TASK ▸ Identify the lines that contain the string "index" and report only how many there are.

Interface markup and scripts:
★ ★ ★ ★ ★

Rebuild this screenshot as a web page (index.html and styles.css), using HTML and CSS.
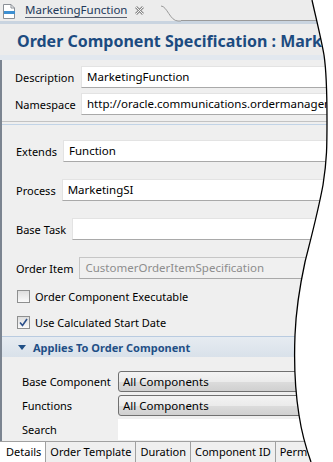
FILE: index.html
```html
<html lang="en">
<head>
    <title>MarketingFunction</title>
    <link rel="stylesheet" href="styles.css">
</head>
<body>
    <div class="editor">
        <div class="tabbar">
            <div class="tab">
                <svg class="file-icon" width="12" height="15" viewBox="0 0 12 15">
                    <path d="M0.5 0.5 H8 L11.5 4 V14.5 H0.5 Z" fill="#fff" stroke="#8a8f96"/>
                    <path d="M8 0.5 V4 H11.5" fill="none" stroke="#8a8f96"/>
                    <rect x="1" y="7" width="11" height="3" fill="#3d8fd1"/>
                </svg>
                <span class="tab-title">MarketingFunction</span>
                <svg class="tab-close" width="11" height="11" viewBox="0 0 11 11">
                    <path d="M2 2 L9 9 M9 2 L2 9" stroke="#8c8c8c" stroke-width="2.8"/>
                    <path d="M2 2 L9 9 M9 2 L2 9" stroke="#f4f4f4" stroke-width="1"/>
                </svg>
            </div>
            <svg class="tab-curve" width="20" height="22" viewBox="0 0 20 22">
                <path d="M0 6 C6 6 9 21 17 21 H20" fill="none" stroke="#9a9a9a"/>
            </svg>
            <div class="tab-rest"></div>
        </div>

        <div class="header">
            <svg class="file-icon big" width="13" height="17" viewBox="0 0 13 17">
                <path d="M0.5 0.5 H9 L12.5 4 V16.5 H0.5 Z" fill="#fff" stroke="#8a8f96"/>
                <path d="M9 0.5 V4 H12.5" fill="none" stroke="#8a8f96"/>
                <rect x="1" y="8" width="12" height="3" fill="#3d8fd1"/>
            </svg>
            <h1>Order Component Specification : MarketingFunction</h1>
        </div>

        <div class="form">
            <div class="ident">
                <label>Description</label>
                <div class="field">MarketingFunction</div>
                <label>Namespace</label>
                <div class="field">http://oracle.communications.ordermanagement</div>
            </div>

            <div class="main">
                <div class="row">
                    <label>Extends</label>
                    <div class="field">Function</div>
                </div>
                <div class="row">
                    <label>Process</label>
                    <div class="field">MarketingSI</div>
                </div>
                <div class="row">
                    <label>Base Task</label>
                    <div class="field"></div>
                </div>
                <div class="row">
                    <label>Order Item</label>
                    <div class="field disabled">CustomerOrderItemSpecification</div>
                </div>
                <div class="check">
                    <span class="box"></span>
                    <span>Order Component Executable</span>
                </div>
                <div class="check">
                    <span class="box">
                        <svg width="9" height="9" viewBox="0 0 9 9">
                            <path d="M1 4.5 L3.5 7.5 L8 1" fill="none" stroke="#2b4f8a" stroke-width="1.6"/>
                        </svg>
                    </span>
                    <span>Use Calculated Start Date</span>
                </div>
            </div>

            <div class="applies">
                <div class="applies-head">
                    <svg width="8" height="5" viewBox="0 0 8 5"><path d="M0 0 H8 L4 5 Z" fill="#1f4f86"/></svg>
                    <span>Applies To Order Component</span>
                </div>
                <div class="applies-body">
                    <label>Base Component</label>
                    <div class="combo">All Components</div>
                    <label>Functions</label>
                    <div class="combo">All Components</div>
                    <label>Search</label>
                    <div class="field search"></div>
                </div>
            </div>
        </div>

        <div class="bottom-tabs">
            <span class="btab active">Details</span>
            <span class="btab">Order Template</span>
            <span class="btab">Duration</span>
            <span class="btab">Component ID</span>
            <span class="btab">Permissions</span>
        </div>
    </div>

    <!-- torn edge of the screenshot -->
    <svg class="tear" width="333" height="462" viewBox="0 0 333 462">
        <path d="M312 0 C316 18 321 38 324 55 C327 75 327 95 327 120 C327 145 327 160 323 185 C318 212 311 238 305 262 C300 285 296 310 295 335 C294 360 295 390 299 415 C302 435 306 448 311 462 L333 462 L333 0 Z" fill="#fff"/>
        <path d="M312 0 C316 18 321 38 324 55 C327 75 327 95 327 120 C327 145 327 160 323 185 C318 212 311 238 305 262 C300 285 296 310 295 335 C294 360 295 390 299 415 C302 435 306 448 311 462" fill="none" stroke="#000" stroke-width="1.3"/>
    </svg>
</body>
</html>
```

FILE: styles.css
```css
body {
    margin: 0;
    width: 333px;
    height: 462px;
    overflow: hidden;
    font-family: "Noto Sans", "DejaVu Sans", sans-serif;
    font-size: 11px;
    color: #000;
    background: #fff;
}
.editor {
    width: 340px;
    height: 462px;
    display: flex;
    flex-direction: column;
    background: #efefef;
}

/* top tab */
.tabbar {
    height: 21px;
    display: flex;
    background: #ececec;
    border-bottom: 3px solid #c9d4e0;
}
.tab {
    display: flex;
    align-items: center;
    padding-left: 3px;
    height: 21px;
    width: 158px;
}
.tab-title {
    margin-left: 10px;
    color: #22395a;
    font-size: 11.5px;
    line-height: 14px;
    border-bottom: 1px solid #5a6270;
}
.tab-close {
    margin-left: 7px;
}
.tab-curve {
    flex: none;
    display: block;
}
.tab-rest {
    flex: 1;
    height: 21px;
    box-sizing: border-box;
    border-bottom: 1px solid #9a9a9a;
}
.tabbar .file-icon {
    margin-top: 1px;
}

/* heading */
.header {
    height: 31px;
    display: flex;
    align-items: center;
    padding-left: 10px;
    background: #ececec;
    border-bottom: 5px solid #e2e8ef;
    white-space: nowrap;
    overflow: hidden;
}
.header h1 {
    margin: 2px 0 0 7px;
    font-size: 16px;
    font-weight: bold;
    color: #1c4b80;
}

/* form */
.form {
    flex: 1;
    border-left: 2px solid #7b8490;
    display: flex;
    flex-direction: column;
}
.field {
    height: 22px;
    box-sizing: border-box;
    background: #fff;
    border: 1px solid #e3e3e3;
    border-bottom-color: #a9a9a9;
    padding-left: 5px;
    line-height: 20px;
    white-space: nowrap;
    overflow: hidden;
    flex: 1;
    font-size: 11.5px;
}
.field.disabled {
    background: #f0f0f0;
    border: 1px solid #c6c6c6;
    border-bottom-color: #a9a9a9;
    color: #8d8d8d;
}
.ident {
    display: grid;
    grid-template-columns: 66px 1fr;
    row-gap: 5px;
    align-items: center;
    padding: 6px 0 6px 13px;
    border-bottom: 1px solid #c3c3c3;
}
.main {
    margin-top: 2px;
    border-top: 1px solid #c2d4e7;
    padding: 15px 0 0 14px;
    display: flex;
    flex-direction: column;
}
.row {
    display: flex;
    align-items: center;
    margin-bottom: 17px;
}
.row label {
    margin-right: 6px;
}
.row:nth-child(4) {
    margin-bottom: 9px;
}
.check {
    display: flex;
    align-items: center;
    height: 16px;
    margin-bottom: 10px;
    padding-left: 1px;
}
.box {
    width: 11px;
    height: 11px;
    border: 1px solid #8e8f8f;
    background: linear-gradient(#dedede, #fafafa);
    margin-right: 5px;
    display: flex;
    align-items: center;
    justify-content: center;
}

/* applies to */
.applies-head {
    margin-top: -4px;
    height: 21px;
    box-sizing: border-box;
    display: flex;
    align-items: center;
    padding-left: 16px;
    border-top: 1px solid #b9cbe0;
    background: linear-gradient(#e6ebf1, #d9e1ea);
    color: #1f4f86;
    font-weight: bold;
    font-size: 11px;
}
.applies-head svg {
    margin-right: 7px;
}
.applies-body {
    display: grid;
    grid-template-columns: 96px 1fr;
    row-gap: 3px;
    align-items: center;
    padding: 14px 0 0 20px;
}
.combo {
    height: 21px;
    box-sizing: border-box;
    border: 1px solid #707070;
    border-radius: 3px;
    background: linear-gradient(#f3f3f3 0%, #ebebeb 50%, #dcdcdc 51%, #d0d0d0 100%);
    padding-left: 4px;
    line-height: 19px;
    white-space: nowrap;
    font-size: 11.5px;
}
.field.search {
    height: 21px;
    border: none;
}

/* bottom tabs */
.bottom-tabs {
    height: 21px;
    box-sizing: border-box;
    display: flex;
    border-top: 1px solid #a0a0a0;
    background: #efefef;
    white-space: nowrap;
}
.btab {
    padding: 0 4px;
    line-height: 20px;
    border-right: 1px solid #a0a0a0;
    font-size: 11px;
}
.btab.active {
    background: #fff;
    padding-left: 6px;
}

.tear {
    position: absolute;
    left: 0;
    top: 0;
}
```
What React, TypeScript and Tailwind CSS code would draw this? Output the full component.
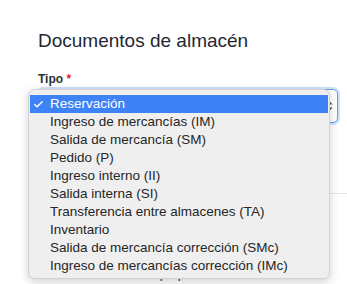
import { Check } from "lucide-react";

const options = [
  "Reservación",
  "Ingreso de mercancías (IM)",
  "Salida de mercancía (SM)",
  "Pedido (P)",
  "Ingreso interno (II)",
  "Salida interna (SI)",
  "Transferencia entre almacenes (TA)",
  "Inventario",
  "Salida de mercancía corrección (SMc)",
  "Ingreso de mercancías corrección (IMc)",
];

export default function App() {
  return (
    <div className="relative h-[284px] w-[347px] overflow-hidden bg-white font-['Liberation_Sans',Arial,sans-serif]">
      <div className="pl-[38px] pt-[29px]">
        <h2 className="text-[19px] leading-[24px] text-[#1f2733]">Documentos de almacén</h2>

        <div className="mt-[19px]">
          <p className="text-[12px] font-bold leading-[14px] text-[#2a2f36]">
            Tipo <span className="text-[#e0262b]">*</span>
          </p>
          <div className="mt-[3px] flex h-[34px] w-[300px] items-center justify-end rounded-[5px] border border-[#5b9ee8] pr-[4px] shadow-[0_0_0_2px_rgba(120,170,240,0.35)]">
            <svg width="7" height="12" viewBox="0 0 7 12" className="text-[#555]">
              <path d="M0.5 4.5 L3.5 1 L6.5 4.5 Z M0.5 7.5 L3.5 11 L6.5 7.5 Z" fill="currentColor" />
            </svg>
          </div>
        </div>

        <div className="mt-[70px] h-px bg-[#e6e6e6]" />

        <p className="mt-[72px] pl-[30px] text-[13px] leading-[16px] text-[#333]">Seleccione un tipo para continuar</p>
      </div>

      <div className="absolute left-[28px] top-[89px] w-[302px] rounded-[6px] border border-[#d2d2d2] bg-[#efefef] pb-[3px] pt-[5px] shadow-[0_3px_10px_rgba(0,0,0,0.18)]">
        {options.map((option, index) => (
          <div
            key={option}
            className={
              index === 0
                ? "mx-[1px] flex h-[18px] items-center bg-[#3d83f6] text-white"
                : "mx-[1px] flex h-[18px] items-center text-[#262626]"
            }
          >
            <span className="flex w-[20px] justify-end pr-[6px]">
              {index === 0 ? <Check size={11} strokeWidth={3} /> : null}
            </span>
            <span className="text-[13.5px] leading-[18px]">{option}</span>
          </div>
        ))}
      </div>
    </div>
  );
}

★ ★ ★ ★ ★

OUTPUT OF THE EXERCISE ▸ 5